The younger generation has taken on most of the burden when it comes to the recent austerity measures implemented by the government.
Pensioners should share the burden of government spending cuts and should no longer receive special treatment, according to the Institute of Economic Affairs (IEA).
The IEA has calculated that almost £16 billion could be saved by scrapping pensioner benefits. The savings could be used to pay for lower taxes and benefit top-ups for low income families.
Philip Booth, editorial director at the IEA, said: “The Government has imposed many new burdens on the younger generation in how it has chosen to cut and where it has chosen to raise taxes. They have let older people remain largely insulated from much of the cuts. It’s time this changed”.
The Institute outlined that by 2015 about £700 million could be saved by scrapping free television licences, £1.3 billion by stopping free bus travel and £2.1 billion from abolishing the winter fuel allowance. It also highlighted that a further £5 billion could be saved by raising the state pension to 66 in 2015 instead of 2020 under the current government plans.

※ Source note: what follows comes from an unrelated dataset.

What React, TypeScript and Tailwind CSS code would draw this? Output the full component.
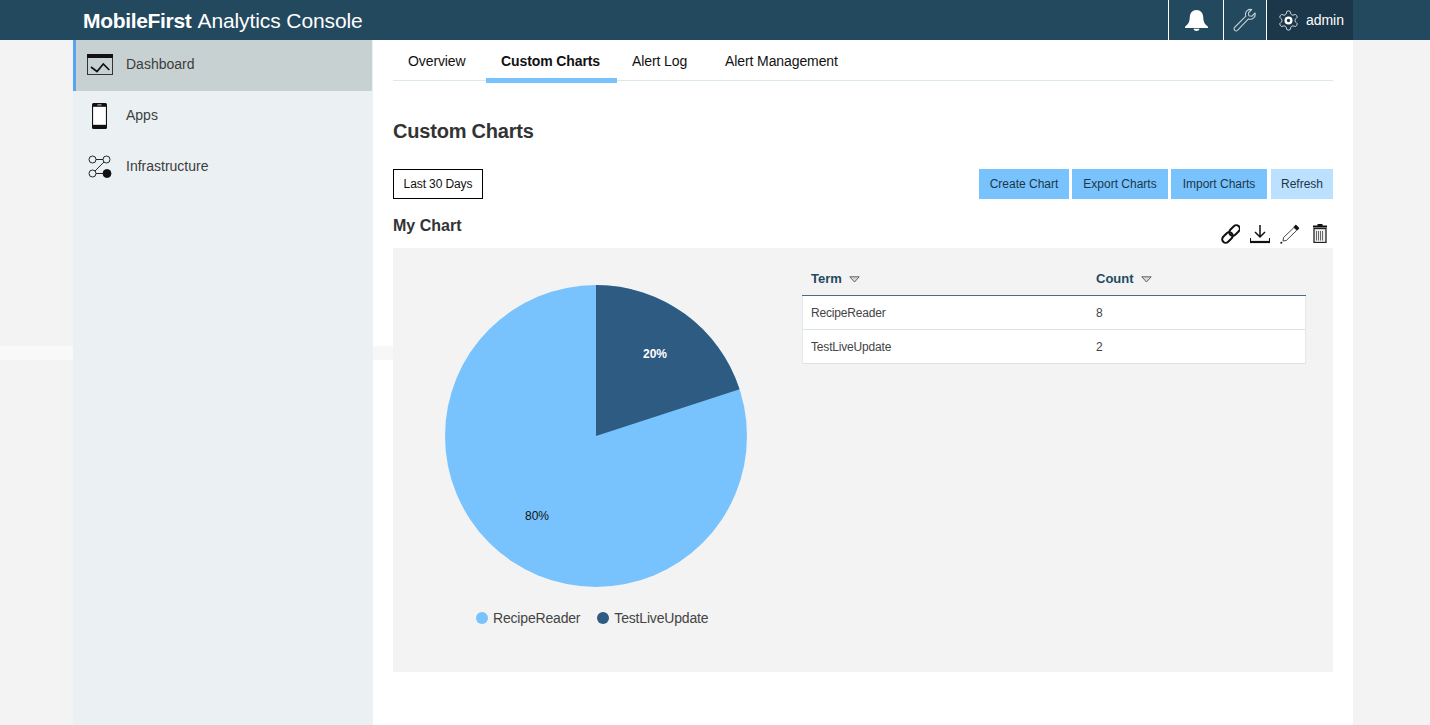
const font = { fontFamily: '"Liberation Sans", Arial, sans-serif' };

const BellIcon = () => (
    <svg width="23" height="21" viewBox="0 0 23 21" fill="#fff">
        <path d="M11.500 0C15.600 0 18 3 18.200 7c.2 4 .8 6.800 4.800 9.700V18H0v-1.300C4 13.800 4.600 11 4.800 7 5 3 7.400 0 11.500 0z" />
        <path d="M8.500 18.700h6c-.3 1.300-1.500 2.300-3 2.300s-2.700-1-3-2.300z" />
    </svg>
);

const WrenchIcon = () => (
    <svg width="24" height="24" viewBox="0 0 24 24" fill="none" stroke="#c3ced5" strokeWidth="1.100" strokeLinejoin="round">
        <path d="M1.500 19.500 12.800 8.200c-.7-2.200-.2-4.300 1.300-5.600 1.300-1.100 3-1.500 4.600-1.100l-3.300 3.300.4 3 3 .5 3.200-3.300c.5 1.800 0 3.600-1.300 4.900-1.400 1.300-3.400 1.700-5.300 1L4.500 22.400c-.9.700-2.100.6-2.800-.2-.7-.7-.9-1.800-.2-2.700z" />
    </svg>
);

const GearIcon = () => (
    <svg width="23" height="23" viewBox="0 0 24 24" fill="none" stroke="#dbe2e6" strokeWidth="1" strokeLinejoin="round">
        <path d="M12.220 2h-.44a2 2 0 0 0-2 2v.18a2 2 0 0 1-1 1.730l-.43.25a2 2 0 0 1-2 0l-.15-.08a2 2 0 0 0-2.730.73l-.22.38a2 2 0 0 0 .73 2.730l.15.1a2 2 0 0 1 1 1.720v.51a2 2 0 0 1-1 1.740l-.15.09a2 2 0 0 0-.73 2.730l.22.38a2 2 0 0 0 2.730.73l.15-.08a2 2 0 0 1 2 0l.43.25a2 2 0 0 1 1 1.730V20a2 2 0 0 0 2 2h.44a2 2 0 0 0 2-2v-.18a2 2 0 0 1 1-1.730l.43-.25a2 2 0 0 1 2 0l.15.08a2 2 0 0 0 2.730-.73l.22-.39a2 2 0 0 0-.73-2.730l-.15-.08a2 2 0 0 1-1-1.740v-.5a2 2 0 0 1 1-1.740l.15-.09a2 2 0 0 0 .73-2.730l-.22-.38a2 2 0 0 0-2.730-.73l-.15.08a2 2 0 0 1-2 0l-.43-.25a2 2 0 0 1-1-1.730V4a2 2 0 0 0-2-2z" />
        <circle cx="12" cy="12" r="3" stroke="#fff" strokeWidth="2.400" />
    </svg>
);

const DashboardIcon = () => (
    <svg width="26" height="21" viewBox="0 0 26 21" fill="none">
        <rect x="0.500" y="0.500" width="25" height="20" fill="none" stroke="#333" />
        <rect x="0" y="0" width="26" height="4" fill="#111" />
        <path d="M4 13l6 4.500 6.300-7.500 6 6" stroke="#111" strokeWidth="1.700" />
    </svg>
);

const PhoneIcon = () => (
    <svg width="15" height="26" viewBox="0 0 15 26">
        <rect x="0" y="0" width="15" height="26" rx="1.500" fill="#111" />
        <rect x="1.100" y="3.800" width="12.800" height="18" fill="#fff" />
        <rect x="5.500" y="1.400" width="4" height="1" fill="#ccc" />
    </svg>
);

const NodesIcon = () => (
    <svg width="24" height="24" viewBox="0 0 24 24" fill="none" stroke="#111" strokeWidth="0.900">
        <circle cx="4.500" cy="4.500" r="3.500" fill="#ebf0f3" />
        <circle cx="18.500" cy="4.500" r="3.500" fill="#ebf0f3" />
        <circle cx="4.500" cy="18.500" r="3.500" fill="#ebf0f3" />
        <circle cx="19" cy="18.500" r="4" fill="#111" />
        <path d="M8 4.500h7M8 18.500h7M16 7 7 16" />
    </svg>
);

const LinkIcon = () => (
    <svg width="20" height="20" viewBox="-1 0 20 20" fill="none" stroke="#111" strokeWidth="2">
        <g transform="rotate(-45 10 10)">
            <rect x="-1" y="6.500" width="12" height="7" rx="3.500" />
            <rect x="9" y="6.500" width="12" height="7" rx="3.500" />
        </g>
    </svg>
);

const DownloadIcon = () => (
    <svg width="20" height="20" viewBox="0 0 20 20" fill="none" stroke="#111">
        <path d="M10 1v11.500M5 8l5 5 5-5" strokeWidth="1.500" />
        <path d="M.5 14v3.500M19.500 14v3.500" strokeWidth="1" />
        <path d="M0 18h20" strokeWidth="2.200" />
    </svg>
);

const PencilIcon = () => (
    <svg width="20" height="20" viewBox="0 0 20 20" fill="none" stroke="#333" strokeWidth="0.900">
        <path d="M3.500 13.500 14 3.500l2.800 2.800L6.300 16.500 3 17z" fill="#fff" />
        <path d="M15.800 1l3.200 3.200-1.800 1.900-3.200-3.200z" fill="#111" stroke="#111" />
        <circle cx="1.300" cy="18.700" r="1" fill="#111" stroke="none" />
    </svg>
);

const TrashIcon = () => (
    <svg width="14" height="19" viewBox="0 0 14 19" fill="none">
        <path d="M4.500 0h5v1.500h4.500V3.500H0V1.500h4.500z" fill="#111" />
        <rect x="1" y="4.500" width="12" height="14" fill="#eee" stroke="#222" strokeWidth="1.300" />
        <path d="M3.500 7v9.500M5.500 7v9.500M7.500 7v9.500M9.500 7v9.500" stroke="#666" />
    </svg>
);

const Caret = () => (
    <svg width="11" height="7" viewBox="0 0 11 7" className="ml-[7px]">
        <path d="M.8.8h9.400L5.500 6z" fill="#d8d8d8" stroke="#555" strokeWidth="0.900" />
    </svg>
);

const PieChart = () => (
    <svg width="302" height="302" viewBox="0 0 302 302" className="block">
        <circle cx="151" cy="151" r="151" fill="#78c3fd" />
        <path d="M151 151V0A151 151 0 0 1 294.600 104.300z" fill="#2d5b82" />
        <text x="210" y="73" textAnchor="middle" fontSize="12" fontWeight="700" fill="#fff" style={font}>20%</text>
        <text x="92" y="235" textAnchor="middle" fontSize="12" fill="#111" style={font}>80%</text>
    </svg>
);

const tabs = [
    { label: 'Overview', width: 'w-[93px]', active: false },
    { label: 'Custom Charts', width: 'w-[131px]', active: true },
    { label: 'Alert Log', width: 'w-[93px]', active: false },
    { label: 'Alert Management', width: 'w-[139px]', active: false },
];

const rows = [
    { term: 'RecipeReader', count: 8 },
    { term: 'TestLiveUpdate', count: 2 },
];

const App = () => {
    return (
        <div className="w-[1430px] h-[725px] overflow-hidden flex flex-col bg-[#f3f3f3]" style={font}>
            <header className="h-10 flex shrink-0 bg-[#23495f] text-white">
                <div className="ml-[83px] flex-1 flex items-center text-[21px] leading-none">
                    <span className="font-bold tracking-[-0.32px]">MobileFirst</span>
                    <span className="ml-[6px] tracking-[-0.1px]">Analytics Console</span>
                </div>
                <div className="w-[55px] flex items-center justify-center border-l border-white">
                    <BellIcon />
                </div>
                <div className="w-[43px] flex items-center justify-center border-l border-white">
                    <WrenchIcon />
                </div>
                <div className="w-[87px] flex items-center border-l border-white bg-[#1c374a] pl-[10px]">
                    <GearIcon />
                    <span className="ml-[6px] text-[14px] tracking-[-0.05px]">admin</span>
                </div>
                <div className="w-[77px]" />
            </header>

            <div className="flex flex-1 min-h-0">
                <div className="w-[73px] relative">
                    <div className="absolute left-0 right-0 top-[306px] h-[14px] bg-[#f9f9f9]" />
                </div>

                <aside className="w-[300px] bg-[#ebf0f3] text-[14px] text-[#3d3d3d]">
                    <div className="h-[51px] mr-px flex items-center bg-[#c7d1d2] border-l-[3px] border-[#56a5f2] pl-[11px] pb-[2px]">
                        <DashboardIcon />
                        <span className="ml-[13px]">Dashboard</span>
                    </div>
                    <div className="h-[51px] flex items-center pl-[19px] pb-[2px]">
                        <PhoneIcon />
                        <span className="ml-[19px]">Apps</span>
                    </div>
                    <div className="h-[51px] flex items-center pl-[15px] pb-[2px]">
                        <NodesIcon />
                        <span className="ml-[14px]">Infrastructure</span>
                    </div>
                </aside>

                <main className="w-[980px] bg-white px-5 relative">
                    <div className="absolute left-0 w-5 top-[306px] h-[14px] bg-[#f7f7f7]" />
                    <nav className="h-[41px] flex border-b border-[#dde8e8]">
                        {tabs.map((tab) => (
                            <div
                                key={tab.label}
                                className={`${tab.width} h-[43px] pt-[12px] pl-[15px] text-[14px] leading-[18px] tracking-[-0.1px] text-[#111] ${tab.active ? 'font-bold border-b-[5px] border-[#78c3fd]' : ''}`}
                            >
                                {tab.label}
                            </div>
                        ))}
                    </nav>

                    <h1 className="mt-[38px] text-[20px] leading-6 font-bold tracking-[-0.2px] text-[#333]">Custom Charts</h1>

                    <div className="mt-[26px] flex items-center justify-between text-[12px]">
                        <div className="w-[90px] h-[30px] flex items-center justify-center border border-black text-[#111] tracking-[-0.1px]">
                            Last 30 Days
                        </div>
                        <div className="flex text-[#1d3649]">
                            <div className="w-[90px] h-[30px] flex items-center justify-center bg-[#78c3fd]">Create Chart</div>
                            <div className="ml-[3px] w-[96px] h-[30px] flex items-center justify-center bg-[#78c3fd]">Export Charts</div>
                            <div className="ml-[3px] w-[96px] h-[30px] flex items-center justify-center bg-[#78c3fd]">Import Charts</div>
                            <div className="ml-1 w-[62px] h-[30px] flex items-center justify-center bg-[#bbe1fe]">Refresh</div>
                        </div>
                    </div>

                    <div className="h-[49px] flex justify-between">
                        <h2 className="mt-[17px] text-[16px] leading-5 font-bold text-[#333]">My Chart</h2>
                        <div className="mt-[25px] flex items-start gap-[10px] mr-[3px]">
                            <LinkIcon />
                            <DownloadIcon />
                            <PencilIcon />
                            <div className="w-5 flex justify-center">
                                <TrashIcon />
                            </div>
                        </div>
                    </div>

                    <section className="h-[424px] bg-[#f3f3f3] flex">
                        <div className="w-[409px] pl-[52px] pt-[37px]">
                            <PieChart />
                            <div className="mt-[21px] ml-[31px] flex items-center text-[14px] leading-5 tracking-[-0.18px] text-[#444]">
                                <span className="w-3 h-3 rounded-full bg-[#78c3fd]" />
                                <span className="ml-[5px]">RecipeReader</span>
                                <span className="ml-[17px] w-3 h-3 rounded-full bg-[#2d5b82]" />
                                <span className="ml-[5px]">TestLiveUpdate</span>
                            </div>
                        </div>
                        <div className="w-[504px] pt-[13px]">
                            <div className="h-[35px] pt-[2px] flex items-center border-b border-[#4a6a86] text-[13px] font-bold text-[#23495f]">
                                <div className="w-[294px] pl-[9px] flex items-center">
                                    Term
                                    <Caret />
                                </div>
                                <div className="flex items-center">
                                    Count
                                    <Caret />
                                </div>
                            </div>
                            <div className="bg-white border-x border-[#e2e9e9] text-[12px] tracking-[-0.18px] text-[#444]">
                                {rows.map((row) => (
                                    <div key={row.term} className="h-[34px] flex items-center border-b border-[#dbe2e2]">
                                        <div className="w-[293px] pl-2">{row.term}</div>
                                        <div>{row.count}</div>
                                    </div>
                                ))}
                            </div>
                        </div>
                    </section>
                </main>

                <div className="w-[77px]" />
            </div>
        </div>
    );
};

export default App;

Mr Booth said the review “would lead to huge tax decreases – including tax decreases that would benefit the old, such as a large cut in VAT”.
Also under the IEA’s proposals is a top-up benefit that would make sure pensioners had enough cash to spend on bus passes and heating costs.
The IEA said: “This group has received special treatment by the Government – it has been left more or less exempt from spending cuts. At the same time younger people have felt the cuts through changes such as in tuition fees and child benefit”.